**Brief**
Take the records underneath and set them down exactly.

**Exercise material**

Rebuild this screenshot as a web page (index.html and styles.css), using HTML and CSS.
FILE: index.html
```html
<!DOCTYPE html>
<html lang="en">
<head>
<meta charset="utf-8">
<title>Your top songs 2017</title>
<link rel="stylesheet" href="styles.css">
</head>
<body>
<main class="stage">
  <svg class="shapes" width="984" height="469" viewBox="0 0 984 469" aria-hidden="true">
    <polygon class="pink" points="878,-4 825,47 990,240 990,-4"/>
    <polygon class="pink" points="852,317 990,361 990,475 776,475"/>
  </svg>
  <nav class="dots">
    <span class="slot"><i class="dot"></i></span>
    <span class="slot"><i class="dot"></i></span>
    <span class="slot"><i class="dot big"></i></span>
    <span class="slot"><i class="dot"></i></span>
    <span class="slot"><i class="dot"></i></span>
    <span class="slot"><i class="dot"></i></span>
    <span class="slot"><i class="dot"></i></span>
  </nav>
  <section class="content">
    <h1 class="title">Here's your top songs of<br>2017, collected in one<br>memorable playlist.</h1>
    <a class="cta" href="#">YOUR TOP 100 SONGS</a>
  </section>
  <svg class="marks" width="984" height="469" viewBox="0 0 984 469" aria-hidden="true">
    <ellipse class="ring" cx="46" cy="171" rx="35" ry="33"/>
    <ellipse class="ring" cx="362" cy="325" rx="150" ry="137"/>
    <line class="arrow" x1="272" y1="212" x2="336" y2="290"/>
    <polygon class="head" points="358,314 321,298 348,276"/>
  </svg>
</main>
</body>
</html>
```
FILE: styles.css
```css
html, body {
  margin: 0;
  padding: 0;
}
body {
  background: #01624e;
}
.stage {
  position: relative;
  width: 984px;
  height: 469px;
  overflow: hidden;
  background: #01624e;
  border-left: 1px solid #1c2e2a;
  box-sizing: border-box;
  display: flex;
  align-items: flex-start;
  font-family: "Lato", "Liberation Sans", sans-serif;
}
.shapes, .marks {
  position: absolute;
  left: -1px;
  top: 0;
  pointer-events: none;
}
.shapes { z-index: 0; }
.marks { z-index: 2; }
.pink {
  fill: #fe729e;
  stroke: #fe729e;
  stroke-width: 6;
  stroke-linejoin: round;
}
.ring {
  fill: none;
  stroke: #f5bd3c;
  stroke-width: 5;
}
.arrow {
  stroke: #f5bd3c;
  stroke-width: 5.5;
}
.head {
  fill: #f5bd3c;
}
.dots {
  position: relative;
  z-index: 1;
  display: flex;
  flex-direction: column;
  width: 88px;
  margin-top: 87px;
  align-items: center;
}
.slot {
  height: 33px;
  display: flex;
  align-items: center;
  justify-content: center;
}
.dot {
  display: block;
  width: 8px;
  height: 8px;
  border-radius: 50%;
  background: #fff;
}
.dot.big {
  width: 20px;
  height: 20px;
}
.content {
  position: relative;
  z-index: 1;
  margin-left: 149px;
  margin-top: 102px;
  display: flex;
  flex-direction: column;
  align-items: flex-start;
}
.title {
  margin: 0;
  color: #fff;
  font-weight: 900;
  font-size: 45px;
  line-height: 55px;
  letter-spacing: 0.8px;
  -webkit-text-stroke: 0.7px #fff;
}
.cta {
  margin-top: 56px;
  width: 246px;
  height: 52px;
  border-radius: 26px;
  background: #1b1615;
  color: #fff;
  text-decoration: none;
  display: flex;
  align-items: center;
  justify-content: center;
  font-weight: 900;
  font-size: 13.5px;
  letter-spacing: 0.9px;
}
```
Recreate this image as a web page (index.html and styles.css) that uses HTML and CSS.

**Task response**
Rebuild this screenshot as a web page (index.html and styles.css), using HTML and CSS.
FILE: index.html
```html
<!DOCTYPE html>
<html lang="en">
<head>
<meta charset="utf-8">
<title>Your top songs 2017</title>
<link rel="stylesheet" href="styles.css">
</head>
<body>
<main class="stage">
  <svg class="shapes" width="984" height="469" viewBox="0 0 984 469" aria-hidden="true">
    <polygon class="pink" points="878,-4 825,47 990,240 990,-4"/>
    <polygon class="pink" points="852,317 990,361 990,475 776,475"/>
  </svg>
  <nav class="dots">
    <span class="slot"><i class="dot"></i></span>
    <span class="slot"><i class="dot"></i></span>
    <span class="slot"><i class="dot big"></i></span>
    <span class="slot"><i class="dot"></i></span>
    <span class="slot"><i class="dot"></i></span>
    <span class="slot"><i class="dot"></i></span>
    <span class="slot"><i class="dot"></i></span>
  </nav>
  <section class="content">
    <h1 class="title">Here's your top songs of<br>2017, collected in one<br>memorable playlist.</h1>
    <a class="cta" href="#">YOUR TOP 100 SONGS</a>
  </section>
  <svg class="marks" width="984" height="469" viewBox="0 0 984 469" aria-hidden="true">
    <ellipse class="ring" cx="46" cy="171" rx="35" ry="33"/>
    <ellipse class="ring" cx="362" cy="325" rx="150" ry="137"/>
    <line class="arrow" x1="272" y1="212" x2="336" y2="290"/>
    <polygon class="head" points="358,314 321,298 348,276"/>
  </svg>
</main>
</body>
</html>
```
FILE: styles.css
```css
html, body {
  margin: 0;
  padding: 0;
}
body {
  background: #01624e;
}
.stage {
  position: relative;
  width: 984px;
  height: 469px;
  overflow: hidden;
  background: #01624e;
  border-left: 1px solid #1c2e2a;
  box-sizing: border-box;
  display: flex;
  align-items: flex-start;
  font-family: "Lato", "Liberation Sans", sans-serif;
}
.shapes, .marks {
  position: absolute;
  left: -1px;
  top: 0;
  pointer-events: none;
}
.shapes { z-index: 0; }
.marks { z-index: 2; }
.pink {
  fill: #fe729e;
  stroke: #fe729e;
  stroke-width: 6;
  stroke-linejoin: round;
}
.ring {
  fill: none;
  stroke: #f5bd3c;
  stroke-width: 5;
}
.arrow {
  stroke: #f5bd3c;
  stroke-width: 5.5;
}
.head {
  fill: #f5bd3c;
}
.dots {
  position: relative;
  z-index: 1;
  display: flex;
  flex-direction: column;
  width: 88px;
  margin-top: 87px;
  align-items: center;
}
.slot {
  height: 33px;
  display: flex;
  align-items: center;
  justify-content: center;
}
.dot {
  display: block;
  width: 8px;
  height: 8px;
  border-radius: 50%;
  background: #fff;
}
.dot.big {
  width: 20px;
  height: 20px;
}
.content {
  position: relative;
  z-index: 1;
  margin-left: 149px;
  margin-top: 102px;
  display: flex;
  flex-direction: column;
  align-items: flex-start;
}
.title {
  margin: 0;
  color: #fff;
  font-weight: 900;
  font-size: 45px;
  line-height: 55px;
  letter-spacing: 0.8px;
  -webkit-text-stroke: 0.7px #fff;
}
.cta {
  margin-top: 56px;
  width: 246px;
  height: 52px;
  border-radius: 26px;
  background: #1b1615;
  color: #fff;
  text-decoration: none;
  display: flex;
  align-items: center;
  justify-content: center;
  font-weight: 900;
  font-size: 13.5px;
  letter-spacing: 0.9px;
}
```
Recreate this image as a web page (index.html and styles.css) that uses HTML and CSS.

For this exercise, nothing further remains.